**SET PROBLEM:** Pull out every line in the data that has the string "this" in it.

**GIVEN DATA:**

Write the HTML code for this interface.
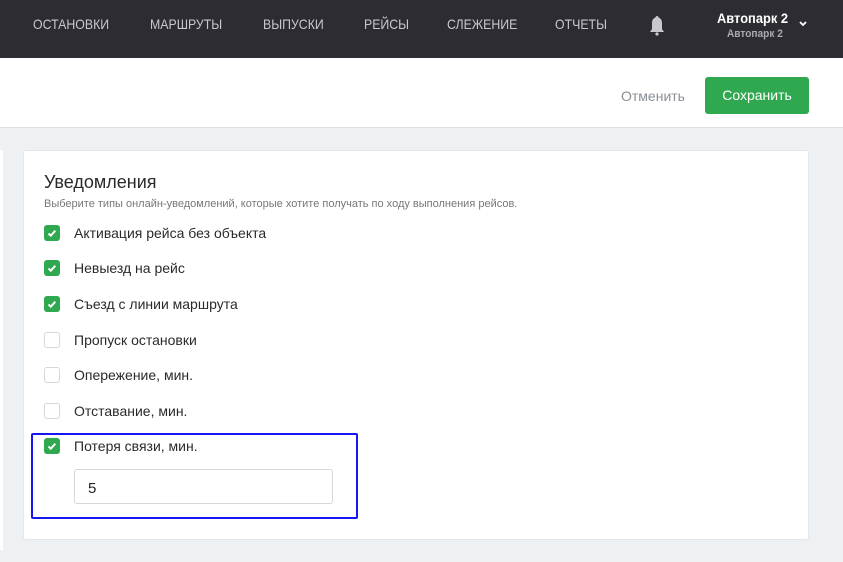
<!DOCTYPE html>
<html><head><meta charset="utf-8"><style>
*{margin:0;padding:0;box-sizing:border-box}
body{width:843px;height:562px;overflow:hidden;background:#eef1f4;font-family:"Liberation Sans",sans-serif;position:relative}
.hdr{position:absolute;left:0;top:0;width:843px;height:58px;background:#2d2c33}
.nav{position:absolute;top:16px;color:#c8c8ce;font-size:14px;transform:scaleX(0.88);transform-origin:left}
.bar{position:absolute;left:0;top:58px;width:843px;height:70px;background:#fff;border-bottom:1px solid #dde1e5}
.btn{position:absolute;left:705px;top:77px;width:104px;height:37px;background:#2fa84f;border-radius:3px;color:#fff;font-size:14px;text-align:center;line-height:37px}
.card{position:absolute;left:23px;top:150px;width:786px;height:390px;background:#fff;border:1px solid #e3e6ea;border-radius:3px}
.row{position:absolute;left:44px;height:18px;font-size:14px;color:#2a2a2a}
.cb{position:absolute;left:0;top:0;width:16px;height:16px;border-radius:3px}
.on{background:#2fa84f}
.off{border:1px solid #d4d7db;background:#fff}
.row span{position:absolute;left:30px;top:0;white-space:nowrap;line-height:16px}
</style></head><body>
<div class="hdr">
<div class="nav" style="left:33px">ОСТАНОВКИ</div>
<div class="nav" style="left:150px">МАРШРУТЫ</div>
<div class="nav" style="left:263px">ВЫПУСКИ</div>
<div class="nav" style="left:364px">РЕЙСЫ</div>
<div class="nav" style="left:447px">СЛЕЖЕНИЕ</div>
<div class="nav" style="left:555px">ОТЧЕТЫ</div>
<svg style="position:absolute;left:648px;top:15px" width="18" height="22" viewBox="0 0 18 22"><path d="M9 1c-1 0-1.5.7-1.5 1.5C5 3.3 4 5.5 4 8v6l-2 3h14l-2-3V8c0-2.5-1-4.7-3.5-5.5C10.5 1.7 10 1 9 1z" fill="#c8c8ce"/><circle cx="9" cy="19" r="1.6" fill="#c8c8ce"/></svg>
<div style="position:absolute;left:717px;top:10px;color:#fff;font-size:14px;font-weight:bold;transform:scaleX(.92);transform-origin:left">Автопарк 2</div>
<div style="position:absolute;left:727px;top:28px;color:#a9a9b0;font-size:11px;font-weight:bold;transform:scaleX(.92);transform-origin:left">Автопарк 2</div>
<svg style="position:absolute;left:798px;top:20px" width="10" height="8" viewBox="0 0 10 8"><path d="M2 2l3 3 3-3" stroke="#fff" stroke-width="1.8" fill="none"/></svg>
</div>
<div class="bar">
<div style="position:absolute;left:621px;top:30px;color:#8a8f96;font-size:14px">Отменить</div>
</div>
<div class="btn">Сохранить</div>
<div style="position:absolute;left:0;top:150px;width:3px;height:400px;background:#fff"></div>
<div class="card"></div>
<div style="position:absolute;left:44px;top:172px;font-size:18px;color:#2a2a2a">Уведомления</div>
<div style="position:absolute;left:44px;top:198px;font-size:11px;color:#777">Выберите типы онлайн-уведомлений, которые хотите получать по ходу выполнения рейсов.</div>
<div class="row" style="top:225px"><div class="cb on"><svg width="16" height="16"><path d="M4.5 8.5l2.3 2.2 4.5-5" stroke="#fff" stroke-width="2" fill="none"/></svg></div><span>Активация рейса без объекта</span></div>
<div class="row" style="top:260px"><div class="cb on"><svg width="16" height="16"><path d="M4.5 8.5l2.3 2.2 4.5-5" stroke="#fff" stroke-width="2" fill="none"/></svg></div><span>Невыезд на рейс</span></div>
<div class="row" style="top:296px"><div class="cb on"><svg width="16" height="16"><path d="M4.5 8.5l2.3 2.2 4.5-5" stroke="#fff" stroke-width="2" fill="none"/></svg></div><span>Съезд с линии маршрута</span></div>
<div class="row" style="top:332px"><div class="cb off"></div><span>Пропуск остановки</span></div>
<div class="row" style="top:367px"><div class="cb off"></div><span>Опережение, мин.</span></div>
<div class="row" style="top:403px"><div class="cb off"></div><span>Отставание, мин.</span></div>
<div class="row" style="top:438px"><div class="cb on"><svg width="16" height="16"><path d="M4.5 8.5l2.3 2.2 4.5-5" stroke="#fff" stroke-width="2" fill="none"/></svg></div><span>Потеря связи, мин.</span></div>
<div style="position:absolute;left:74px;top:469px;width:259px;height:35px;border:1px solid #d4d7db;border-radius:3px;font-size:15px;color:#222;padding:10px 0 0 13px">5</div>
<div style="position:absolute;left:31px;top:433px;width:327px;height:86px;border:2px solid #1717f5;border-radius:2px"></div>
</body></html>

==

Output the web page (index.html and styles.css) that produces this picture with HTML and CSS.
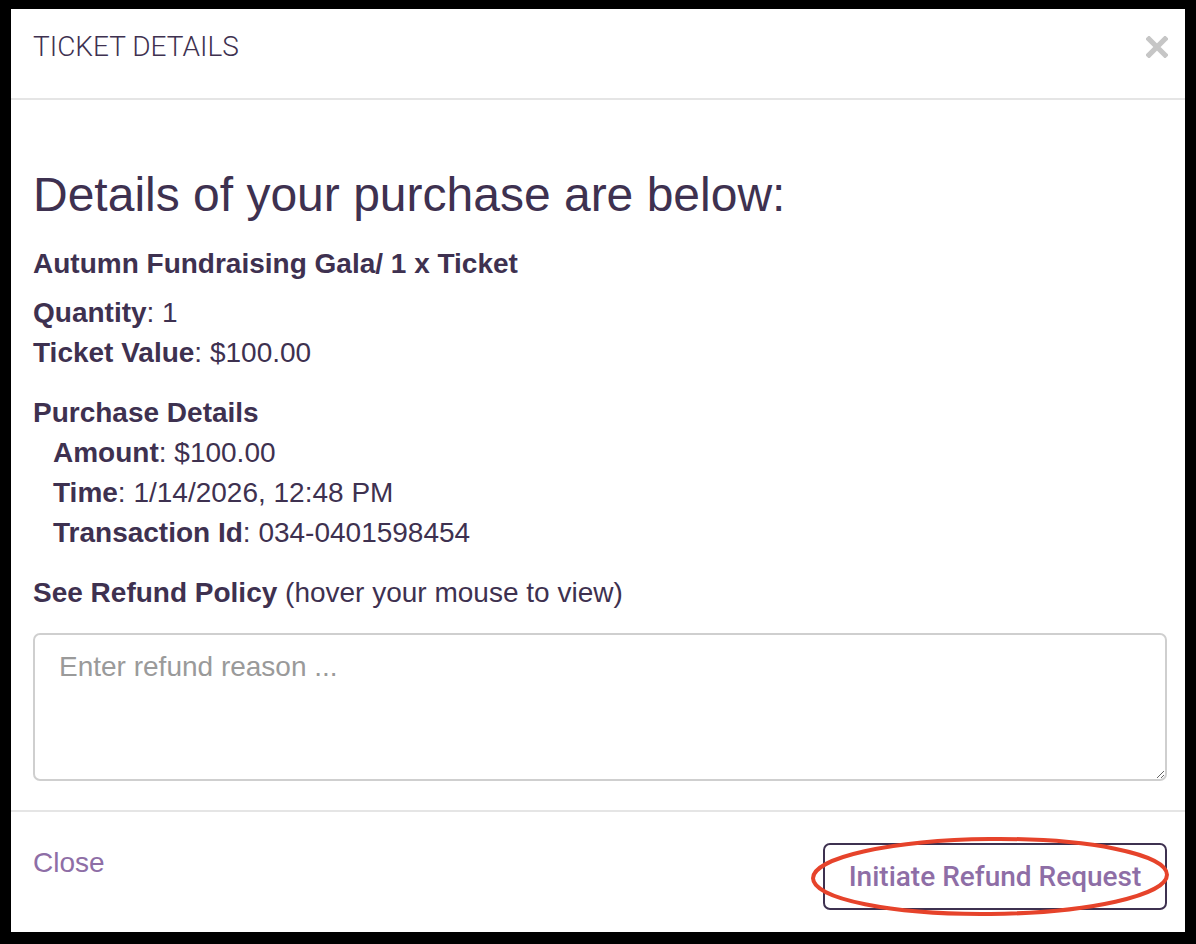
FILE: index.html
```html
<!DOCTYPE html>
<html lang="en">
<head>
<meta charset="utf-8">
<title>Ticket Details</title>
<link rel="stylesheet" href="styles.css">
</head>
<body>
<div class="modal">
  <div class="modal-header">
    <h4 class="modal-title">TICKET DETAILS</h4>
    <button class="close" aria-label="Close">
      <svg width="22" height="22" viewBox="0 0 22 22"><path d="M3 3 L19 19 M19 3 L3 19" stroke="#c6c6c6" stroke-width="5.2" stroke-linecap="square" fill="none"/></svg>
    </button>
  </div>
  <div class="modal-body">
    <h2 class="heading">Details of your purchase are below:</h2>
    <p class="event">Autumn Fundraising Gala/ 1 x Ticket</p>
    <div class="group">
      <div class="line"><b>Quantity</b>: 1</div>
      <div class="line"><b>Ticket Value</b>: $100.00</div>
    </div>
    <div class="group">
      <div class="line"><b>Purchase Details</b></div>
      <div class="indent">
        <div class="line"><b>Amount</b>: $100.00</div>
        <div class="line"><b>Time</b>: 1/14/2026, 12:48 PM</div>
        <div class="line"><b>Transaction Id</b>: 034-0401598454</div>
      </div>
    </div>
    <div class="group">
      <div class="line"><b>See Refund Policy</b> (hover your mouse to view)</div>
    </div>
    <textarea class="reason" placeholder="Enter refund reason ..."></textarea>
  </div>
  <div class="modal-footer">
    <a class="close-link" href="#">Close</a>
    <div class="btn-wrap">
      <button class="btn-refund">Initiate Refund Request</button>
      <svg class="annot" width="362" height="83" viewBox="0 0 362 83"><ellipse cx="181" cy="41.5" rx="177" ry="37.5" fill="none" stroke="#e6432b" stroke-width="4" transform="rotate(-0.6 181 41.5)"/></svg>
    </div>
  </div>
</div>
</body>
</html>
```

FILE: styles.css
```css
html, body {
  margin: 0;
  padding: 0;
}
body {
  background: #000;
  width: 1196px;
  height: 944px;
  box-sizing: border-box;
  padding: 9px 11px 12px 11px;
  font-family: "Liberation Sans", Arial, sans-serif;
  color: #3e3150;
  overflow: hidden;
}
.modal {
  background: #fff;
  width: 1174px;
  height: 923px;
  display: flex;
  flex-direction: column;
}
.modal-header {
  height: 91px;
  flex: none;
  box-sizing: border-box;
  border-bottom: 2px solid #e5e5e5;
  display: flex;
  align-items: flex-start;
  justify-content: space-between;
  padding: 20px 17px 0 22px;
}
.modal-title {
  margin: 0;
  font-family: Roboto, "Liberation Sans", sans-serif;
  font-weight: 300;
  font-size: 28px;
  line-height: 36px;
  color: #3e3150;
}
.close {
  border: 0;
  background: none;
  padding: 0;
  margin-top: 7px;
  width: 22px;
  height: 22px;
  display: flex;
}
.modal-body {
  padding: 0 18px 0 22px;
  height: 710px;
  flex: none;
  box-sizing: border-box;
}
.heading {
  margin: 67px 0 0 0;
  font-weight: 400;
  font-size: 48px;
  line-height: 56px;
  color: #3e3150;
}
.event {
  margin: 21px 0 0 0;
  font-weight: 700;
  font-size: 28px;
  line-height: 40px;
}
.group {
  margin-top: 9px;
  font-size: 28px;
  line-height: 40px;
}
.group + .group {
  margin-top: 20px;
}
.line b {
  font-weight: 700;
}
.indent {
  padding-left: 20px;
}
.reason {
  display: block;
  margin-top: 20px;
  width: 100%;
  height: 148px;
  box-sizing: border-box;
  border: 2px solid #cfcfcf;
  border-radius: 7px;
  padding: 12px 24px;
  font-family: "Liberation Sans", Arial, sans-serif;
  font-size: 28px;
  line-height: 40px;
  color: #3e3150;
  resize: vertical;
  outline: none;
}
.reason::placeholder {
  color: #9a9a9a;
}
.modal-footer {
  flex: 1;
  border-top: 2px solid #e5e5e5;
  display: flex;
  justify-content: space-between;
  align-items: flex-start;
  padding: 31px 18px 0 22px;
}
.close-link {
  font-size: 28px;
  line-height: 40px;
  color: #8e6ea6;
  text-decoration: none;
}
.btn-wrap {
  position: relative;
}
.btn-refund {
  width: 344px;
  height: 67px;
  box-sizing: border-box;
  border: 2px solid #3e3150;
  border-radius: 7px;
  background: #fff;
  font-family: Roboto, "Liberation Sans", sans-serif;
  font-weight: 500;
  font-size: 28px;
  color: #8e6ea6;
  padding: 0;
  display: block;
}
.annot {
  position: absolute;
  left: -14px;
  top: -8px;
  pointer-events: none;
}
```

**ANSWER FOR THE TASK:**
Write the HTML code for this interface.
Output the web page (index.html and styles.css) that produces this picture with HTML and CSS.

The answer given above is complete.